Replacing air scoop

Discussion in 'Water Heater Forum, Tanks' started by kylrich, May 8, 2012.

  1. kylrich

    kylrich New Member

    Messages:
    3
    Location:
    New Hampshire
    Hi, I recently put in a new expansion tank but since the change there has been a steady leak that seems to be coming from between the air scoop and tank. I only used thread tape, so i'm going to try block sealant to see if this resolves the issue. I'm not sure if it will because I may have discovered a hairline fracture in the air scoop female connection.

    If the block sealant around the expansion tank does not solve the problem, I was curious how difficult it is to replace the air scoop. While this isn't a great view (something i have handy on my phone) it shows the the layout, air scoop, and tank. It appears there are threads on each side of the air scoop. Is it as simple as unscrewing the air scoop and replacing or is there some cutting and soldering needed here? If a better picture is required I can post one tonight.

    Thanks in advance for your assistance.

    IMAG0164.jpg
  2. kylrich

    kylrich New Member

    Messages:
    3
    Location:
    New Hampshire
    A few things, apologize if this was posted in the wrong forum... maybe it should have done under the Boiler section?

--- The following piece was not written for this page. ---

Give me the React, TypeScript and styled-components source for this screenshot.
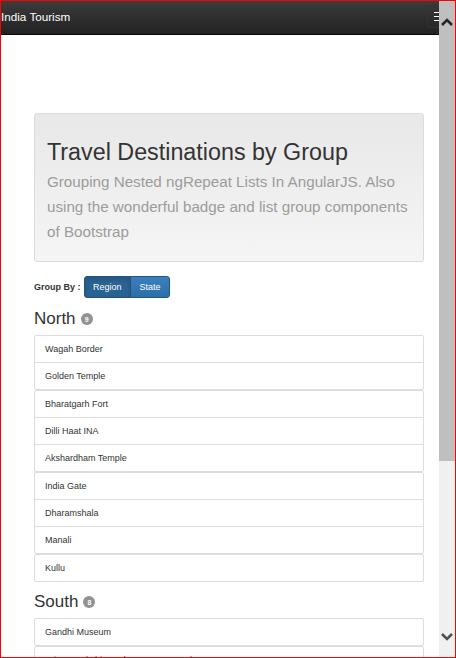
import React from "react";
import styled, { createGlobalStyle } from "styled-components";

const Global = createGlobalStyle`
  html, body { margin: 0; padding: 0; background: #fff; }
  body { font-family: "Liberation Sans", Arial, sans-serif; color: #333; overflow: hidden; }
  * { box-sizing: border-box; }
`;

const Page = styled.div`
  width: 456px;
  height: 658px;
  overflow: hidden;
  position: relative;
`;

const Frame = styled.div`
  position: fixed;
  inset: 0;
  border: 1px solid #ff0000;
  pointer-events: none;
  z-index: 10;
`;

const Navbar = styled.header`
  height: 35px;
  background: linear-gradient(to bottom, #3c3c3c 0%, #222 100%);
  border-bottom: 1px solid #080808;
  display: flex;
  align-items: center;
  justify-content: space-between;
  padding: 0 2px 0 1px;
`;

const Brand = styled.span`
  color: #fff;
  font-size: 11.7px;
  line-height: 14px;
  margin-top: -1px;
`;

const Toggle = styled.button`
  width: 27px;
  height: 22px;
  margin-top: -1px;
  border: 1px solid #333;
  border-radius: 3px;
  background: transparent;
  display: flex;
  flex-direction: column;
  align-items: center;
  justify-content: center;
  gap: 3px;
  padding: 0;
`;

const Bar = styled.span`
  display: block;
  width: 13px;
  height: 1.3px;
  background: #fff;
`;

const Main = styled.main`
  padding: 78px 32px 0 34px;
`;

const Jumbotron = styled.section`
  border: 1px solid #dcdcdc;
  border-radius: 3px;
  background: linear-gradient(to bottom, #e8e8e8 0%, #f5f5f5 100%);
  padding: 25px 12px 17px 12px;
`;

const Title = styled.h1`
  margin: 0 0 4px;
  font-weight: normal;
  font-size: 23.3px;
  line-height: 26px;
  color: #333;
`;

const Lead = styled.p`
  margin: 0;
  font-size: 15.2px;
  line-height: 25px;
  color: #9c9c9c;
`;

const GroupBy = styled.div`
  display: flex;
  align-items: center;
  gap: 3px;
  margin: 14px 0 11px;
`;

const GroupLabel = styled.span`
  font-size: 9px;
  font-weight: bold;
  color: #333;
`;

const BtnGroup = styled.div`
  display: flex;
`;

const Btn = styled.button<{ $active?: boolean; $first?: boolean; $last?: boolean }>`
  height: 22px;
  padding: 0 8.5px;
  font-family: "Liberation Sans", Arial, sans-serif;
  font-size: 9px;
  color: #fff;
  border: 1px solid #245580;
  margin-left: ${(p) => (p.$first ? "0" : "-1px")};
  border-radius: ${(p) =>
    p.$first ? "3px 0 0 3px" : p.$last ? "0 3px 3px 0" : "0"};
  background: ${(p) =>
    p.$active ? "#2a6293" : "linear-gradient(to bottom, #3a80bd 0%, #2d6ea8 100%)"};
  box-shadow: ${(p) => (p.$active ? "inset 0 2px 4px rgba(0,0,0,0.15)" : "none")};
`;

const Section = styled.section`
  margin-top: 10px;
`;

const Heading = styled.h3`
  margin: 0 0 6px;
  display: flex;
  align-items: center;
  font-weight: normal;
  font-size: 17px;
  line-height: 20px;
  color: #333;
`;

const Badge = styled.span`
  display: inline-flex;
  align-items: center;
  justify-content: center;
  width: 12px;
  height: 12px;
  margin-left: 5px;
  border-radius: 6px;
  background: #929292;
  color: #fff;
  font-size: 7px;
  font-weight: bold;
  line-height: 1;
`;

const ListGroup = styled.ul`
  margin: 0;
  padding: 0;
  list-style: none;
  border: 1px solid #ddd;
  border-radius: 2px;
`;

const Item = styled.li`
  height: 27px;
  padding: 0 10px;
  font-size: 9px;
  line-height: 26px;
  color: #333;
  border-bottom: 1px solid #ddd;
  &:last-child {
    height: 26px;
    border-bottom: none;
  }
`;

const Scrollbar = styled.div`
  position: fixed;
  top: 1px;
  right: 1px;
  bottom: 1px;
  width: 16px;
  background: #f0f0f0;
  z-index: 5;
`;

const Thumb = styled.div`
  position: absolute;
  top: 0;
  left: 0;
  right: 0;
  height: 460px;
  background: rgba(137, 137, 137, 0.47);
`;

const Arrow = styled.svg<{ $pos: "top" | "bottom" }>`
  position: absolute;
  left: 2px;
  ${(p) => (p.$pos === "top" ? "top: 16px;" : "bottom: 15px;")}
`;

const regions: { name: string; count: number; groups: string[][] }[] = [
  {
    name: "North",
    count: 9,
    groups: [
      ["Wagah Border", "Golden Temple"],
      ["Bharatgarh Fort", "Dilli Haat INA", "Akshardham Temple"],
      ["India Gate", "Dharamshala", "Manali"],
      ["Kullu"],
    ],
  },
  {
    name: "South",
    count: 8,
    groups: [
      ["Gandhi Museum"],
      ["Sri Meenakshi Sundareswarar Temple", "Mysore Palace"],
      ["Charminar"],
    ],
  },
];

export default function App() {
  return (
    <Page>
      <Global />
      <Navbar>
        <Brand>India Tourism</Brand>
        <Toggle aria-label="menu">
          <Bar />
          <Bar />
          <Bar />
        </Toggle>
      </Navbar>
      <Main>
        <Jumbotron>
          <Title>Travel Destinations by Group</Title>
          <Lead>
            Grouping Nested ngRepeat Lists In AngularJS. Also using the wonderful badge and list
            group components of Bootstrap
          </Lead>
        </Jumbotron>
        <GroupBy>
          <GroupLabel>Group By :</GroupLabel>
          <BtnGroup>
            <Btn $active $first>
              Region
            </Btn>
            <Btn $last>State</Btn>
          </BtnGroup>
        </GroupBy>
        {regions.map((r) => (
          <Section key={r.name}>
            <Heading>
              {r.name}
              <Badge>{r.count}</Badge>
            </Heading>
            {r.groups.map((g, i) => (
              <ListGroup key={i}>
                {g.map((it) => (
                  <Item key={it}>{it}</Item>
                ))}
              </ListGroup>
            ))}
          </Section>
        ))}
      </Main>
      <Scrollbar>
        <Thumb />
        <Arrow $pos="top" width="12" height="9" viewBox="0 0 12 9">
          <polyline points="1,8 6,3 11,8" fill="none" stroke="#262626" strokeWidth="2.6" />
        </Arrow>
        <Arrow $pos="bottom" width="12" height="9" viewBox="0 0 12 9">
          <polyline points="1,1 6,6 11,1" fill="none" stroke="#505050" strokeWidth="2.6" />
        </Arrow>
      </Scrollbar>
      <Frame />
    </Page>
  );
}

    Next, I put plenty of sealant on the expansion tank and put a little on the spot where i thought the hairline fracture was. It's confirmed, there is a fracture in the air scoop causing the leak. Since Monday we had a brand new water heater installed and spent a small fortune (new home owner), I temporarily patched the pinhole in the air scoop until i can fix it properly or stomach another service call if need be. Since this is a DIY forum, I'd really like to attempt the fix myself.

    Here's a close up of the air scoop and piping around it. The steel piping is all threaded, can I just unscrew the air scoop or am I cutting it at the copper pipe to replace a new air scoop?

    IMAG0167.jpg
  3. jadnashua

    jadnashua Retired Defense Industry Engineer xxx

    Messages:
    22,153
    Location:
    New England
    You have to depressurize and turn off any fill valve, but once you do that, you should be able to unscrew the thing and replace with a new one. Turn the boiler off first, and when done, repressurize the system and check for new leaks.
  4. kylrich

    kylrich New Member

    Messages:
    3
    Location:
    New Hampshire
    This is what I thought and is simple enough but the guy from HD said I would have to cut the copper to get to it even though I said it was all steel threaded around it. I was skeptical of the advice but added to my uncertainty. Thanks for the instruction and confirmation. I'm sure i'll be back if I experience any difficulties.
  5. johnjh2o1

    johnjh2o1 Plumbing Contractor for 49 years

    Messages:
    1,143
    Location:
    South*East
    You will have to disconnect the copper before you can remove the air scoop. I think that jadnashua was thinking you talking about the air vent.